What is appalling, however, is to see that some forces in our own Bengal seem determined to keep it industrially underdeveloped, economically stagnant and thus incapable of opening new avenues of employment and wealth-creation. Until recently the communists themselves were responsible for Bengal’s de-industrialisation. But now that the CPM has finally realised its mistake, its opponents are using the traditional communist methods to oppose a project that promises to become the harbinger of the state’s re-industrialisation.
How ironic. With due respect to Mamata Banerjee, who is spearheading the opposition to Singur, I have to say that her agitation militates against both West Bengal’s immediate interests and India’s long-term interests. She has many admirable qualities, but if she wants to be taken seriously as the potential successor to Buddhadeb Bhattacharjee, she has to look beyond her party’s rural base for the next panchayat elections. She must expand her vision to see the big opportunity that India has not only to accelerate economic growth in our eastern and northeastern states, but also to pull our estranged eastern neighbour into a new paradigm of sub-regional cooperation, which alone can make Tagore’s dream of ‘Amaar Shonaar Bangla’ for undivided Bengal come true.
Today, regional and sub-regional cooperation is the axis around which the wheel of economic growth is turning. The nay-sayers to new investments in West Bengal and Bangladesh should glance eastwards to see how this wheel has turned in the direction of poverty alleviation, employment generation and shared prosperity. Not long ago, undivided Bengal was more advanced than several countries in Southeast and Far East Asia. Kolkata itself was ahead of Shanghai. Today, if Malaysia, Thailand, Indonesia, South Korea and, lately, even Vietnam, have left West Bengal and Bangladesh far behind, it is primarily because they
realised the virtue of economic cooperation. Fifty-five per cent of Asia\\'s trade is now within the region, and this figure is rapidly rising. No wonder, America and Europe have had to confront the truth, which was unimaginable earlier: their domination of the world’s economy, and hence politics, is nearing an end.

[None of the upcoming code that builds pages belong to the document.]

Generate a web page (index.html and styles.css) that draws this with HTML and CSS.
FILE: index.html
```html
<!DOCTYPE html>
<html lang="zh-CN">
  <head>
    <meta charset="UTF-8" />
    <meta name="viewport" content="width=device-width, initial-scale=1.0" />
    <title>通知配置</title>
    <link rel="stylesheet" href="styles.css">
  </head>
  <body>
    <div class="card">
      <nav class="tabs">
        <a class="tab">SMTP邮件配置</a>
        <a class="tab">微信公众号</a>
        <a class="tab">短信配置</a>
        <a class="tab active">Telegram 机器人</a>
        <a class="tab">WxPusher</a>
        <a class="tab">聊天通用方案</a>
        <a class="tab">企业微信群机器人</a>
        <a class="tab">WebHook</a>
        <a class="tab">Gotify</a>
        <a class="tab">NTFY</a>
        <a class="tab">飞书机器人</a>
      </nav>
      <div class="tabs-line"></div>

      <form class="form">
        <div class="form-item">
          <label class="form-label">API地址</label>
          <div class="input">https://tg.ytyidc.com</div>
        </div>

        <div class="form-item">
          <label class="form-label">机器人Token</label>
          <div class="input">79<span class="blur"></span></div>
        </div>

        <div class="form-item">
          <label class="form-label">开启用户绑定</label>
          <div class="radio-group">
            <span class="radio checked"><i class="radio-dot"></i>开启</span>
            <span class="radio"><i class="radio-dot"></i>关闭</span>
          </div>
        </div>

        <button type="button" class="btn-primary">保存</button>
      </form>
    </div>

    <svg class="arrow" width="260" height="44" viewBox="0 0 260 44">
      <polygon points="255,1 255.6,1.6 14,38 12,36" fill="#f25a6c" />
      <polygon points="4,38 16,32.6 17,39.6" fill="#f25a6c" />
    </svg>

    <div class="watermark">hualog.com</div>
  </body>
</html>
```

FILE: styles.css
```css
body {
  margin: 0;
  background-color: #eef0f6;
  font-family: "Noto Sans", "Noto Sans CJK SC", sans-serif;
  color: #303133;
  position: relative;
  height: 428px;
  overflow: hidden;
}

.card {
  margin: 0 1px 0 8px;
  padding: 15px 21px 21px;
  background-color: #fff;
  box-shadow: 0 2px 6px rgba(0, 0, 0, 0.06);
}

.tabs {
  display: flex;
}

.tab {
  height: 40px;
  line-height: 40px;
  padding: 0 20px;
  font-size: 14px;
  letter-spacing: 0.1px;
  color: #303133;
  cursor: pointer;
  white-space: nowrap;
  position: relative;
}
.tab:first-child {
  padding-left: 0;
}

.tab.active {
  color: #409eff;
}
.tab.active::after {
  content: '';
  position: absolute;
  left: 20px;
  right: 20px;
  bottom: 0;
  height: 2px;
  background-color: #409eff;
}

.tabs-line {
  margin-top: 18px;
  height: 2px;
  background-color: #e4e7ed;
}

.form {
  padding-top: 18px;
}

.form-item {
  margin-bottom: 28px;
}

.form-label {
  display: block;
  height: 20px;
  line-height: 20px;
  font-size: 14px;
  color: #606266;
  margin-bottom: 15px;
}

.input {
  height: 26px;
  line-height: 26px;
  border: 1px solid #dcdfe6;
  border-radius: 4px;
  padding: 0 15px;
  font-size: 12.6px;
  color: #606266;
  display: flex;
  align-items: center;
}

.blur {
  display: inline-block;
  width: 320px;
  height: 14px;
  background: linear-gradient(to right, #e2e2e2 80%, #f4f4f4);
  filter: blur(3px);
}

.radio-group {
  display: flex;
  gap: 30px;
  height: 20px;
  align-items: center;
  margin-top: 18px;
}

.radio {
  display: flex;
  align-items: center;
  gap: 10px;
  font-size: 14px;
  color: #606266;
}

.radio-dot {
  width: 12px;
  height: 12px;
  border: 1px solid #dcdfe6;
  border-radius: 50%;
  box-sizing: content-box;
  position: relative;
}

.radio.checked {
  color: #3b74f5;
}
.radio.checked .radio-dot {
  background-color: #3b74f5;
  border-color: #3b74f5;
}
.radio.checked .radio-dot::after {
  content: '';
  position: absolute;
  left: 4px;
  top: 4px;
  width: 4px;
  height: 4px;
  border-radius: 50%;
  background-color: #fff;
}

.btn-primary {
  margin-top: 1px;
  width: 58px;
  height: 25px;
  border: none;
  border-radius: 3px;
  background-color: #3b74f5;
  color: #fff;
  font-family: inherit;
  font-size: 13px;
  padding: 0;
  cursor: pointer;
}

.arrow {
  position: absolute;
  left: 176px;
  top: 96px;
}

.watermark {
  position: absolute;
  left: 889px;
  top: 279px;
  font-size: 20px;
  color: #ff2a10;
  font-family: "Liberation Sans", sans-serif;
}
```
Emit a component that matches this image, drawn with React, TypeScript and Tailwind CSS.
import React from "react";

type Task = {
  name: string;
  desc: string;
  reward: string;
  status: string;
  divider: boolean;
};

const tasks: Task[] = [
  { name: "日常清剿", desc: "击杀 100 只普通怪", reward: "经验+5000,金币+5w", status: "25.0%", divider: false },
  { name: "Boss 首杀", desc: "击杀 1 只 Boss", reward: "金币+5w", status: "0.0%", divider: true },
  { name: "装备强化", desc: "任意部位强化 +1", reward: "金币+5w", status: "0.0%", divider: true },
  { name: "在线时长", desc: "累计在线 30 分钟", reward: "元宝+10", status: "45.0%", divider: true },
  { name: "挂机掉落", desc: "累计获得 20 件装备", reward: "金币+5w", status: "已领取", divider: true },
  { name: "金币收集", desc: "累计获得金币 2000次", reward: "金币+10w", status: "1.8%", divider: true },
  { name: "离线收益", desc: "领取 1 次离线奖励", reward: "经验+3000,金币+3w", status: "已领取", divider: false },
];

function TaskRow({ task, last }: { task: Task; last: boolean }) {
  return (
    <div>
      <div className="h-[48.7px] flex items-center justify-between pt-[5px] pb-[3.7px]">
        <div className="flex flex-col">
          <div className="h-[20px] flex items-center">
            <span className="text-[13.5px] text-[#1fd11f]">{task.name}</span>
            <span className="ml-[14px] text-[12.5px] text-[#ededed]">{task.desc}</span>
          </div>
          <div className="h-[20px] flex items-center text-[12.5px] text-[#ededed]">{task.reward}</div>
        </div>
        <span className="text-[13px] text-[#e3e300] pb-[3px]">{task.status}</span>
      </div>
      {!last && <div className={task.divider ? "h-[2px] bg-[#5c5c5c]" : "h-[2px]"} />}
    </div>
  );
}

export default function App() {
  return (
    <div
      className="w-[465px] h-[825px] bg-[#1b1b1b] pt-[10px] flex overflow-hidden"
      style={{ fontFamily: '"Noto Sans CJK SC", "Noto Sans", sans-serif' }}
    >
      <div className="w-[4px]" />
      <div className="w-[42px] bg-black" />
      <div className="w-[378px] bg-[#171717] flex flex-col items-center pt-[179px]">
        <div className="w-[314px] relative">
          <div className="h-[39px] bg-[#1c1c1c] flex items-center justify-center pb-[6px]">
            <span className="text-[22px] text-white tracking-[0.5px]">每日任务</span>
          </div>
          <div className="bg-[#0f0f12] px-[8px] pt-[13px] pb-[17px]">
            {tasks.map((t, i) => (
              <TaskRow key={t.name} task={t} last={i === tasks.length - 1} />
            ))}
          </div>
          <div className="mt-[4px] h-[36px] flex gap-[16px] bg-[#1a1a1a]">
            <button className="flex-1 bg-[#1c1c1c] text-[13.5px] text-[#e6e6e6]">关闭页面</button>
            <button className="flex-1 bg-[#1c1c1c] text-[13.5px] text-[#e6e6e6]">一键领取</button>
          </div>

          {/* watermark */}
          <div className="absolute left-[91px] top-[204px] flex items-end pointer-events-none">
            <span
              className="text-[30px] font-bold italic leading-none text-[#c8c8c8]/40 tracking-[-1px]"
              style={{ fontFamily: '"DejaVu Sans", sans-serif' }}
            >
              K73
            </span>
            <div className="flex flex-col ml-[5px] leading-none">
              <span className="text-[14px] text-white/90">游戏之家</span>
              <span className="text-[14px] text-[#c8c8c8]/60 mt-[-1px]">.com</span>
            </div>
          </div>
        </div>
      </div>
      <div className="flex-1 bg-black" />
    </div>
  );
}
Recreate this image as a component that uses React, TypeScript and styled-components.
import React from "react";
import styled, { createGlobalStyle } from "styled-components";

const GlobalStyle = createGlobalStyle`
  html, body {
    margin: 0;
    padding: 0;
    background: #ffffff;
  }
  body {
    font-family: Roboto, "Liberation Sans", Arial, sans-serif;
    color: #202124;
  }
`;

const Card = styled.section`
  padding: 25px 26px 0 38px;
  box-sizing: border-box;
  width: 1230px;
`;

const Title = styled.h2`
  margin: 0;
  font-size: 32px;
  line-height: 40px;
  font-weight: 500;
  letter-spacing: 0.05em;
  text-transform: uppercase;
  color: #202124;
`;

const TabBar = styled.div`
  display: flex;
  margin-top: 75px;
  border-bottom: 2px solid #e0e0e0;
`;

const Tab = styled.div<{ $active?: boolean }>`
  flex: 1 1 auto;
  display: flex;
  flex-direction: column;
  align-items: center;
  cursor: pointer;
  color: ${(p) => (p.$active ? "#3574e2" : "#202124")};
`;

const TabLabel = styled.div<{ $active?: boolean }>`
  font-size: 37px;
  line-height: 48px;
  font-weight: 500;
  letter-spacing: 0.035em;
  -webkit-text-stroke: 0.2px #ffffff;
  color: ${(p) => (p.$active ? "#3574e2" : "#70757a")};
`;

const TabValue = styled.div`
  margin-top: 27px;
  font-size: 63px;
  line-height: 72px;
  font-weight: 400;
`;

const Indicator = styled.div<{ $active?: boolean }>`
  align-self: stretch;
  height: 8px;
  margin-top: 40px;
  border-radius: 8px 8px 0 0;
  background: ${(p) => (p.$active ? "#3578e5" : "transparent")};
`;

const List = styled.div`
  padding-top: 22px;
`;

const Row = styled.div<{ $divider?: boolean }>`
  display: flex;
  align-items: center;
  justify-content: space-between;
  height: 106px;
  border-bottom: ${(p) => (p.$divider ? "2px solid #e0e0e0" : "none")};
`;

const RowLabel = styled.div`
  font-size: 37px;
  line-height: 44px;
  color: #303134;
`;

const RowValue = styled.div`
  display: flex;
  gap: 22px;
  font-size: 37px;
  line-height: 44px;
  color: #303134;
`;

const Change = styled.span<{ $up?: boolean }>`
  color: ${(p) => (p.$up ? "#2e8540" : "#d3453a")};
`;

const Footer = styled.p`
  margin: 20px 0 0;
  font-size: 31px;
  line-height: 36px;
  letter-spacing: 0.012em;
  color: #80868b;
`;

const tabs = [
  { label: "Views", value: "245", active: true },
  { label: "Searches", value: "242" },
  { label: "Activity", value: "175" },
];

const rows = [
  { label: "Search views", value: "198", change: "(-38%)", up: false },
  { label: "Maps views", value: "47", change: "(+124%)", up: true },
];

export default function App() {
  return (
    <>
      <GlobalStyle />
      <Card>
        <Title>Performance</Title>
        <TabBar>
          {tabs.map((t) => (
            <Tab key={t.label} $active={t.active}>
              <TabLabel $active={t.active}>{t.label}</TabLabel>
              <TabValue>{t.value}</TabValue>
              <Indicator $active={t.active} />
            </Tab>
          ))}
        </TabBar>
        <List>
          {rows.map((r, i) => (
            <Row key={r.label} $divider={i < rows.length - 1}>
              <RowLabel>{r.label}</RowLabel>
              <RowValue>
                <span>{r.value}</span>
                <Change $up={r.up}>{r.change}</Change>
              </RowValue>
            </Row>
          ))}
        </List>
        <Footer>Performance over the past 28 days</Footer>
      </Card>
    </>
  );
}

Every vibrant centre of enterprise has a demonstration effect on the neighbourhood, eventually leading to a symbiotic way of collective growth. Thus, Singapore spurred Malaysia’s success. Japan’s miracle influenced China, and today China’s growth sustains the Japanese economy. In spite of the political problems between the two neighbours, today there are 35,000 Japanese companies operating in China, employing 10 million Chinese. There are also 100,000 Japanese working in China. Goods and capital are moving almost freely here. The Asean and East Asian region have been transformed into an integrated manufacturing plant, in which some components are made in one country, others in another country and the final product is assembled in and exported from a third country. Can we not envision a similar transformation in our eastern region? Is it impossible that an economically vibrant West Bengal will not open the eyes of Bangladeshis, just as the success of Narendra Modi’s ‘Vibrant Gujarat’ initiatives have opened the eyes of many communists, whether they admit it or not?
What India and Bangladesh need are visionary leaders in politics, business and public life. Leaders who refuse to live in the past and are determined enough to script a new future for our children whose grandparents were, after all, once part of the single family of undivided India. In this endeavour to re-integrate our two countries economically and socially, we should learn from the EU. Last week some Auroville-based European devotees of Maharshi Aurobindo organised a seminar in honour of Jean Monnet, a French statesman regarded as the architect of European unity. From the ashes of World War II, he extricated the golden idea of economic cooperation. He began with something as mundane as establishing the European Coal and Steel Community with Germany and France, bitter rivals in the war, as its core members. The idea evolved and engendered the EU. It now has 27 member-countries, which have broken down walls that divided them in the 20th century. Shouldn’t India and Bangladesh pull down the ‘narrow domestic walls’ keeping them apart to the detriment of both?